Best Practices – Provider
Submission date: 4/13/05
Submitted by: Christine Stevenson
Provider name: Supported Living Coach
APD Area:
Practice
A provider developed creative strategies to teach money management skills on the basis that most often what individuals really want is to make their own purchases and control their own money although a support plan goal may read, “Learn money management skills” or “Learn to make change” or “Learn to count coins”… Instead, individuals obtain a pre-paid debit card. Then the training focus can be on safekeeping the card, learning their four-digit code, confidentiality, learning how to use different types of keypads, and retaining receipts. The provider developed a system to assist individuals in managing their accounts; two strips of colored paper that fit into slots in poster-board sandwiched together. At the beginning of the month, the slots are full signifying the days left in the month (red) and the money left in the card (green). As the individual uses the card, he saves receipts, and his coach adjusts the colored strips to give him a visual of how much money remains for the remainder of the month.

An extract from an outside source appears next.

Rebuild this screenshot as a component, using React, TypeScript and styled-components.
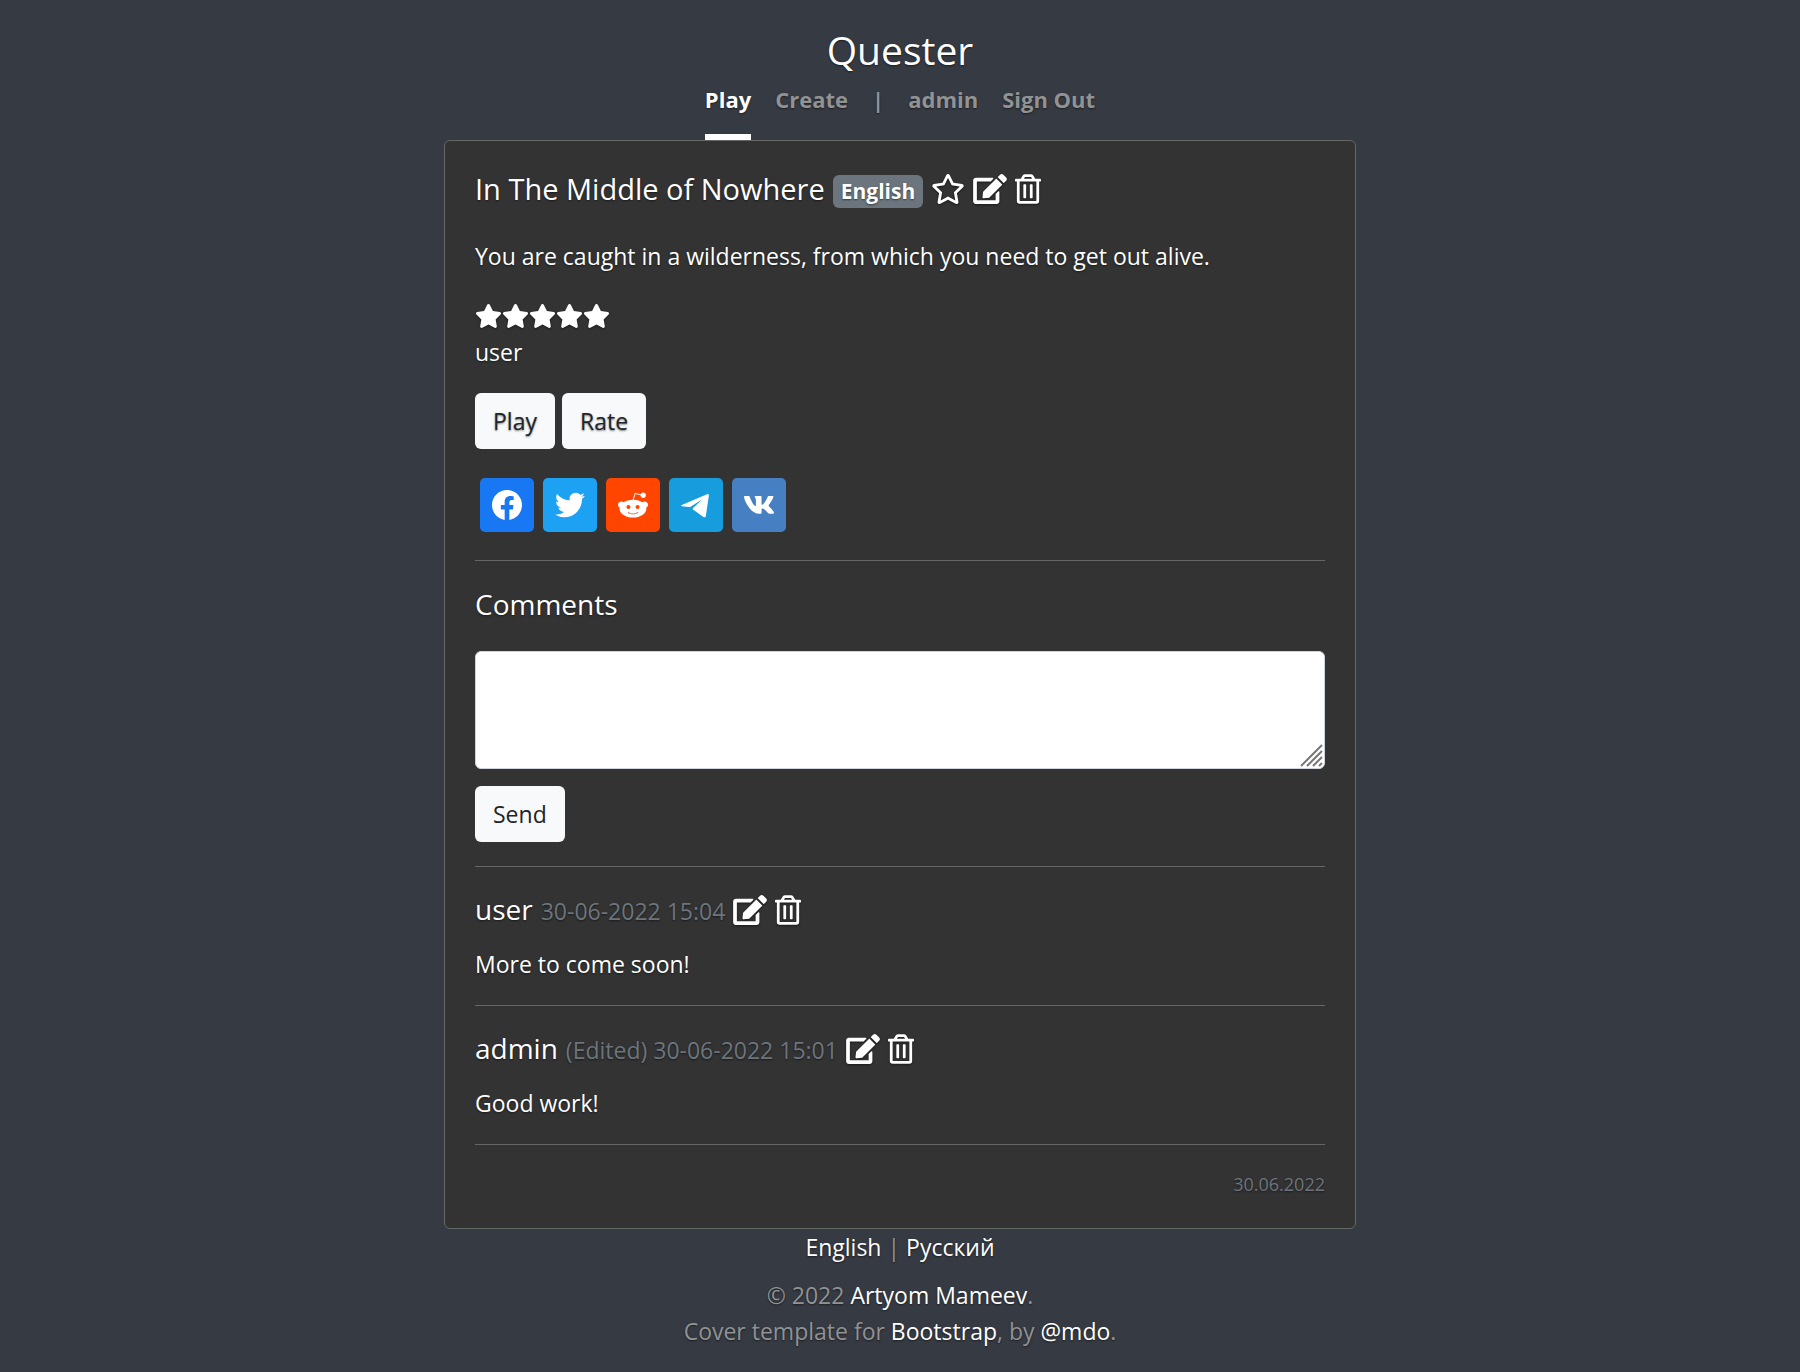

Another provider, unable to locate a user-friendly bank, identified with the individual her favorite stores and assisted her in purchasing refillable pre-paid gift cards at those stores. As a result, the individual was able to make her purchases at her favorite store just like anyone else, which is all she really ever wanted.
Who Benefits? Individuals
How? Individuals achieve what is really most important to them. By getting to the bottom of what individuals really want, providers avoid years, sometimes decades, of ‘coin counting’ activities.